The CBEST has its own appeal, though. It is a broader basic-skills exam covering reading, math, and writing, it can be taken early before you have studied any content, and many candidates knock it out at the start of a program. If timed essays make you nervous or your math is stronger than your writing, the CBEST route may feel safer. Neither choice is wrong; it comes down to your strengths and your program's preferences.
Because the 142 is graded on writing quality rather than knowledge, the mechanics decide your score. Scorers read for focus, organization, development, and control of standard written English, and that last piece is where strong candidates often lose points. A good idea buried in comma splices and shaky agreement reads as a lower essay. The fastest way to raise your score is to stop making the small errors that pull a 4 down to a 3.

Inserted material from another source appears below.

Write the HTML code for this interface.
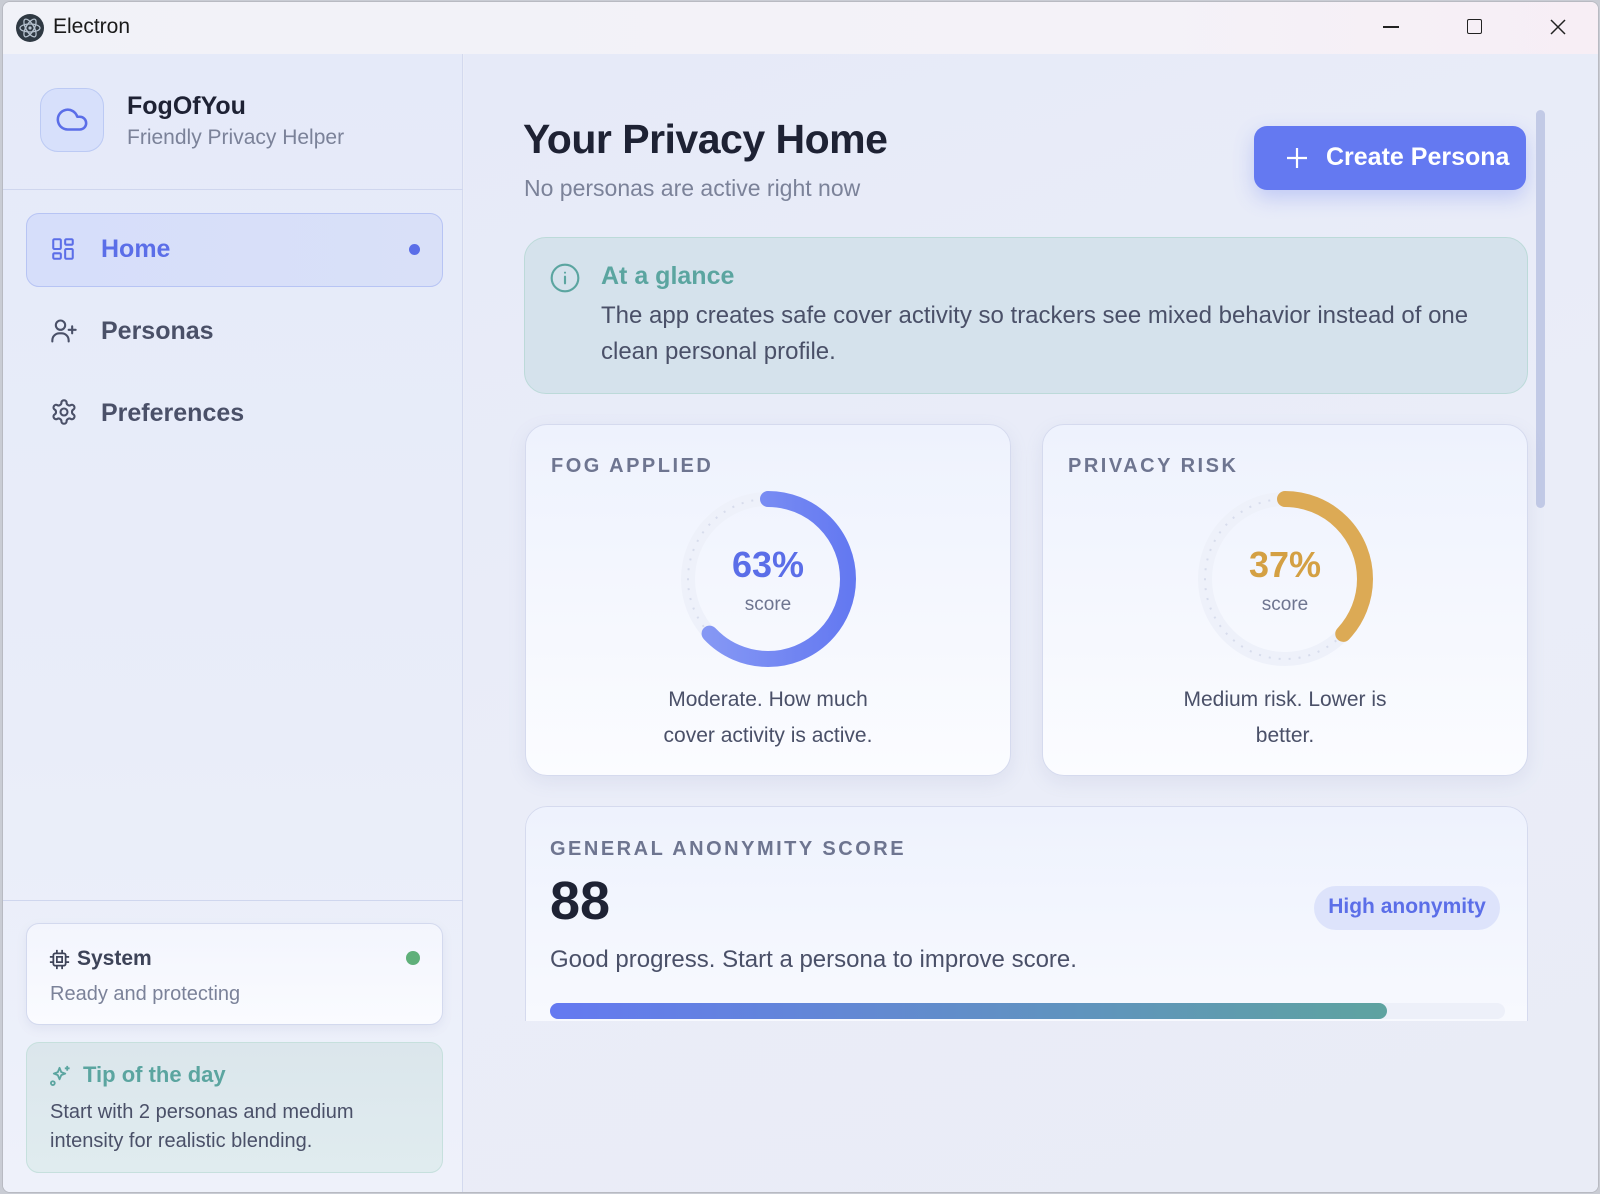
<!DOCTYPE html>
<html><head><meta charset="utf-8"><style>
*{box-sizing:border-box;margin:0;padding:0}
body{width:1600px;height:1194px;overflow:hidden;font-family:"Liberation Sans",sans-serif;background:#c9ccd4;position:relative}
.win{position:absolute;left:2px;top:1px;width:1597px;height:1192px;border-radius:8px;overflow:hidden;background:#eaedf7;border:1px solid #b8bac2}
.tb{position:absolute;left:0;top:0;width:100%;height:52px;background:linear-gradient(90deg,#f1f2f8,#f4f2f8 70%,#f7eef5)}
.abs{position:absolute}
.side{position:absolute;left:0;top:52px;width:460px;height:1140px;background:linear-gradient(180deg,#e5eaf9 0%,#e9edf9 60%,#eef1fa 100%);border-right:1px solid #d3d9ee}
.main{position:absolute;left:461px;top:52px;width:1136px;height:1140px;background:linear-gradient(160deg,#e6eaf8,#eaedf8 50%,#e9ecf6)}
.card{position:absolute;border-radius:22px;background:linear-gradient(180deg,#eef2fd,#fbfcff);border:1px solid #d5daee;box-shadow:0 6px 18px rgba(120,130,180,.12)}
.lbl{position:absolute;font-size:20px;letter-spacing:2.5px;color:#6e7590;font-weight:600}
</style></head><body>
<div class="win">
<div class="tb">
 <svg class="abs" style="left:12px;top:11px" width="30" height="30" viewBox="0 0 30 30"><circle cx="15" cy="15" r="14" fill="#2f3943"/><g fill="none" stroke="#b6c2cf" stroke-width="1.3"><ellipse cx="15" cy="15" rx="10" ry="4" transform="rotate(60 15 15)"/><ellipse cx="15" cy="15" rx="10" ry="4" transform="rotate(-60 15 15)"/><ellipse cx="15" cy="15" rx="10" ry="4"/></g><circle cx="15" cy="15" r="1.6" fill="#b6c2cf"/></svg>
 <div class="abs" style="left:50px;top:13px;font-size:21px;color:#1a1a1a">Electron</div>
 <div class="abs" style="left:1380px;top:24px;width:16px;height:1.5px;background:#222"></div>
 <div class="abs" style="left:1464px;top:17px;width:15px;height:15px;border:1.5px solid #222;border-radius:2px"></div>
 <svg class="abs" style="left:1546px;top:16px" width="18" height="18" viewBox="0 0 18 18"><path d="M2 2L16 16M16 2L2 16" stroke="#222" stroke-width="1.5"/></svg>
</div>
<div class="side">
 <div class="abs" style="left:37px;top:34px;width:64px;height:64px;border-radius:18px;background:#d7e0fb;border:1.5px solid #bccaf4"></div>
 <svg class="abs" style="left:52px;top:50px" width="34" height="34" viewBox="0 0 24 24"><path d="M17.5 19H9a7 7 0 1 1 6.71-9h1.790a4.5 4.5 0 1 1 0 9Z" fill="none" stroke="#5b6ee8" stroke-width="1.8" stroke-linecap="round" stroke-linejoin="round" transform="translate(0,-1)"/></svg>
 <div class="abs" style="left:124px;top:38px;font-size:25px;font-weight:700;color:#1e2234">FogOfYou</div>
 <div class="abs" style="left:124px;top:72px;font-size:21px;color:#7b8299">Friendly Privacy Helper</div>
 <div class="abs" style="left:0;top:135px;width:460px;height:1px;background:#cfd6ee"></div>
 <div class="abs" style="left:23px;top:159px;width:417px;height:74px;border-radius:13px;background:linear-gradient(90deg,#d6defa,#d9e0f8);border:1.5px solid #b7c4f4"></div>
 <svg class="abs" style="left:47px;top:182px" width="26" height="26" viewBox="0 0 24 24" fill="none" stroke="#5b6ee8" stroke-width="1.9"><rect x="3" y="3" width="7" height="9" rx="1"/><rect x="14" y="3" width="7" height="5" rx="1"/><rect x="14" y="12" width="7" height="9" rx="1"/><rect x="3" y="16" width="7" height="5" rx="1"/></svg>
 <div class="abs" style="left:98px;top:181px;font-size:25px;font-weight:600;color:#5b6ee8">Home</div>
 <div class="abs" style="left:406px;top:190px;width:11px;height:11px;border-radius:50%;background:#5b6ee8"></div>
 <svg class="abs" style="left:47px;top:263px" width="28" height="28" viewBox="0 0 24 24" fill="none" stroke="#4a5068" stroke-width="1.8" stroke-linecap="round"><circle cx="9" cy="7" r="4"/><path d="M2 21v-1a6 6 0 0 1 6-6h2a6 6 0 0 1 6 6v1M19 8v6M16 11h6"/></svg>
 <div class="abs" style="left:98px;top:263px;font-size:25px;font-weight:600;color:#4a5068">Personas</div>
 <svg class="abs" style="left:47px;top:344px" width="28" height="28" viewBox="0 0 24 24" fill="none" stroke="#4a5068" stroke-width="1.8" stroke-linejoin="round"><path d="M12.22 2h-.44a2 2 0 0 0-2 2v.18a2 2 0 0 1-1 1.730l-.43.25a2 2 0 0 1-2 0l-.15-.08a2 2 0 0 0-2.73.73l-.22.38a2 2 0 0 0 .73 2.73l.15.1a2 2 0 0 1 1 1.72v.51a2 2 0 0 1-1 1.74l-.15.09a2 2 0 0 0-.73 2.73l.22.38a2 2 0 0 0 2.73.73l.15-.08a2 2 0 0 1 2 0l.43.25a2 2 0 0 1 1 1.73V20a2 2 0 0 0 2 2h.44a2 2 0 0 0 2-2v-.18a2 2 0 0 1 1-1.73l.43-.25a2 2 0 0 1 2 0l.15.08a2 2 0 0 0 2.73-.73l.22-.39a2 2 0 0 0-.73-2.73l-.15-.08a2 2 0 0 1-1-1.74v-.5a2 2 0 0 1 1-1.74l.15-.09a2 2 0 0 0 .73-2.73l-.22-.38a2 2 0 0 0-2.73-.73l-.15.08a2 2 0 0 1-2 0l-.43-.25a2 2 0 0 1-1-1.73V4a2 2 0 0 0-2-2z"/><circle cx="12" cy="12" r="3"/></svg>
 <div class="abs" style="left:98px;top:345px;font-size:25px;font-weight:600;color:#4a5068">Preferences</div>
 <div class="abs" style="left:0;top:846px;width:460px;height:1px;background:#cfd6ee"></div>
 <div class="abs" style="left:23px;top:869px;width:417px;height:102px;border-radius:13px;background:linear-gradient(180deg,#f3f5fd,#fafbff);border:1.5px solid #d3d9ee;box-shadow:0 4px 10px rgba(120,130,180,.1)"></div>
 <svg class="abs" style="left:46px;top:895px" width="21" height="21" viewBox="0 0 24 24" fill="none" stroke="#3d4358" stroke-width="2"><rect x="5" y="5" width="14" height="14" rx="2"/><rect x="9" y="9" width="6" height="6"/><path d="M9 1v4M15 1v4M9 19v4M15 19v4M1 9h4M1 15h4M19 9h4M19 15h4"/></svg>
 <div class="abs" style="left:74px;top:893px;font-size:21px;font-weight:600;color:#3d4358">System</div>
 <div class="abs" style="left:403px;top:897px;width:14px;height:14px;border-radius:50%;background:#5fb07a"></div>
 <div class="abs" style="left:47px;top:929px;font-size:20px;color:#7b8299">Ready and protecting</div>
 <div class="abs" style="left:23px;top:988px;width:417px;height:131px;border-radius:13px;background:linear-gradient(180deg,#dbe6ec,#e0ecef);border:1.5px solid #c6e0dd"></div>
 <svg class="abs" style="left:46px;top:1010px" width="23" height="23" viewBox="0 0 24 24" fill="none" stroke="#5ba5a0" stroke-width="1.9" stroke-linejoin="round"><path d="M11 4l1.8 4.5L17 10l-4.2 1.6L11 16l-1.8-4.4L5 10l4.2-1.5z"/><path d="M19 2v5M16.5 4.5h5"/><circle cx="4" cy="20" r="2"/></svg>
 <div class="abs" style="left:80px;top:1008px;font-size:22px;font-weight:600;color:#5ba5a0">Tip of the day</div>
 <div class="abs" style="left:47px;top:1044px;font-size:20px;line-height:29px;color:#4a5068">Start with 2 personas and medium<br>intensity for realistic blending.</div>
</div>
<div class="main">
 <div class="abs" style="left:59px;top:62px;font-size:41px;font-weight:700;color:#1e2234;letter-spacing:-.5px">Your Privacy Home</div>
 <div class="abs" style="left:60px;top:121px;font-size:23px;color:#7b8299">No personas are active right now</div>
 <div class="abs" style="left:790px;top:72px;width:272px;height:64px;border-radius:13px;background:#6479f1;box-shadow:0 8px 20px rgba(100,121,241,.3)"></div>
 <svg class="abs" style="left:822px;top:93px" width="22" height="22" viewBox="0 0 22 22"><path d="M11 1v20M1 11h20" stroke="#fff" stroke-width="2.2"/></svg>
 <div class="abs" style="left:862px;top:89px;font-size:25px;font-weight:600;color:#fff">Create Persona</div>
 <div class="abs" style="left:1072px;top:56px;width:9px;height:398px;border-radius:5px;background:#c2cae6"></div>
 <div class="abs" style="left:60px;top:183px;width:1004px;height:157px;border-radius:22px;background:#d5e2ec;border:1.5px solid #bcdad9"></div>
 <svg class="abs" style="left:85px;top:208px" width="32" height="32" viewBox="0 0 24 24" fill="none" stroke="#5ba5a0" stroke-width="1.6" stroke-linecap="round"><circle cx="12" cy="12" r="10"/><path d="M12 16v-5M12 8h.01"/></svg>
 <div class="abs" style="left:137px;top:208px;font-size:25px;font-weight:600;color:#5ba5a0">At a glance</div>
 <div class="abs" style="left:137px;top:244px;font-size:24px;line-height:36px;color:#4a5068;width:910px">The app creates safe cover activity so trackers see mixed behavior instead of one clean personal profile.</div>

 <div class="card" style="left:61px;top:370px;width:486px;height:352px"></div>
 <div class="lbl" style="left:87px;top:401px">FOG APPLIED</div>
 <svg class="abs" style="left:212px;top:433px" width="184" height="184" viewBox="0 0 184 184"><circle cx="92" cy="92" r="80" fill="none" stroke="#eef1fa" stroke-width="14"/><circle cx="92" cy="92" r="80" fill="none" stroke="#d7dcec" stroke-width="2" stroke-dasharray="2 8"/><circle cx="92" cy="92" r="80" fill="none" stroke="url(#g1)" stroke-width="16" stroke-linecap="round" stroke-dasharray="316.7 502.7" transform="rotate(-90 92 92)"/><defs><linearGradient id="g1" x1="0" y1="1" x2="0" y2="0"><stop offset="0" stop-color="#6479f1"/><stop offset="1" stop-color="#8a9cf5"/></linearGradient></defs></svg>
 <div class="abs" style="left:212px;top:490px;width:184px;text-align:center;font-size:36px;font-weight:700;color:#5b6ee8">63%</div>
 <div class="abs" style="left:212px;top:540px;width:184px;text-align:center;font-size:19px;color:#6e7590">score</div>
 <div class="abs" style="left:61px;top:628px;width:486px;text-align:center;font-size:21px;line-height:36px;color:#4a5068">Moderate. How much<br>cover activity is active.</div>

 <div class="card" style="left:578px;top:370px;width:486px;height:352px"></div>
 <div class="lbl" style="left:604px;top:401px">PRIVACY RISK</div>
 <svg class="abs" style="left:729px;top:433px" width="184" height="184" viewBox="0 0 184 184"><circle cx="92" cy="92" r="80" fill="none" stroke="#eef1fa" stroke-width="14"/><circle cx="92" cy="92" r="80" fill="none" stroke="#d7dcec" stroke-width="2" stroke-dasharray="2 8"/><circle cx="92" cy="92" r="80" fill="none" stroke="#dcaa55" stroke-width="16" stroke-linecap="round" stroke-dasharray="186 502.7" transform="rotate(-90 92 92)"/></svg>
 <div class="abs" style="left:729px;top:490px;width:184px;text-align:center;font-size:36px;font-weight:700;color:#d4a043">37%</div>
 <div class="abs" style="left:729px;top:540px;width:184px;text-align:center;font-size:19px;color:#6e7590">score</div>
 <div class="abs" style="left:578px;top:628px;width:486px;text-align:center;font-size:21px;line-height:36px;color:#4a5068">Medium risk. Lower is<br>better.</div>

 <div class="abs" style="left:61px;top:752px;width:1003px;height:215px;overflow:hidden;border-radius:22px 22px 0 0">
  <div class="card" style="left:0;top:0;width:1003px;height:300px;box-shadow:none"></div>
  <div class="lbl" style="left:25px;top:32px">GENERAL ANONYMITY SCORE</div>
  <div class="abs" style="left:25px;top:64px;font-size:54px;font-weight:700;color:#1e2234">88</div>
  <div class="abs" style="left:789px;top:80px;width:186px;height:44px;border-radius:22px;background:#dde3fb"></div>
  <div class="abs" style="left:789px;top:89px;width:186px;text-align:center;font-size:21px;font-weight:600;color:#5b6ee8">High anonymity</div>
  <div class="abs" style="left:25px;top:140px;font-size:24px;color:#4a5068">Good progress. Start a persona to improve score.</div>
  <div class="abs" style="left:25px;top:197px;width:955px;height:16px;border-radius:8px;background:#edf0f9"></div>
  <div class="abs" style="left:25px;top:197px;width:837px;height:16px;border-radius:8px;background:linear-gradient(90deg,#6479f1,#5ea3a0)"></div>
 </div>
</div>
</div>
</body></html>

That means two kinds of practice. First, sharpen the grammar, usage, punctuation, and sentence structure that carry an essay, so clean writing becomes automatic. You can drill the mechanics behind the essays with practice questions built from your own review notes, which is faster than rereading a grammar handbook. Second, write full essays under the 90 minute limit, then check them against the rubric. If you draft by hand, you can scan your handwritten practice essays into text so it is easy to reread, mark your own errors, and track which mistakes keep coming back.
If you are taking the CSET route, line up Writing Skills 142 with your CSET Multiple Subjects subtests so you clear basic skills and subject matter in one coordinated push. Many candidates knock out the writing test around the same stretch they are drilling the three subtests, since the study habits overlap and the scheduling is similar through Pearson VUE. Prepare the content side with a CSET Multiple Subjects practice test and the writing side with mechanics drills, and you keep both halves of the pathway moving together.
One caution: which basic-skills route you actually need depends on your specific credential program and the credential you are pursuing. Some programs steer candidates toward the CBEST; others are happy with the CSET plus 142 route. Before you register and pay, confirm your route with your credential program and the California Commission on Teacher Credentialing. This article is a general guide and is not affiliated with the Commission or Pearson.
No. CSET Multiple Subjects proves subject-matter competence, but it does not meet the Basic Skills Requirement on its own. You must add CSET Writing Skills 142 to clear basic skills through the CSET route. Without the 142, you still owe the state a basic-skills route, which usually means the CBEST.
For candidates who write clearly, it is very manageable, since it asks for two straightforward essays and no specialized knowledge. The people who struggle are usually those whose grammar and mechanics are rusty or who have not written a timed essay in years. Targeted mechanics practice and a couple of timed essay rehearsals close most of that gap.
You pass with a scaled score of 220 on the 100 to 300 scale. Two educators score each essay on a focused holistic 4-point scale, and the ratings combine into one scaled score for the whole test rather than a separate pass on each essay. The 220 mark matches the CSET Multiple Subjects passing standard.
You wait 45 calendar days before retaking it, and there is no limit on attempts. Because it is scored as a whole, a retake means writing both essays again, so use the wait to strengthen whichever essay type cost you points and rehearse it under the time limit before you re-register.
You can, but you would not normally need both, since each is a separate way to satisfy basic skills. Pick the route that fits your strengths and your program's requirements, then commit to it. Paying for and studying two basic-skills routes is usually wasted effort unless a program specifically asks for it.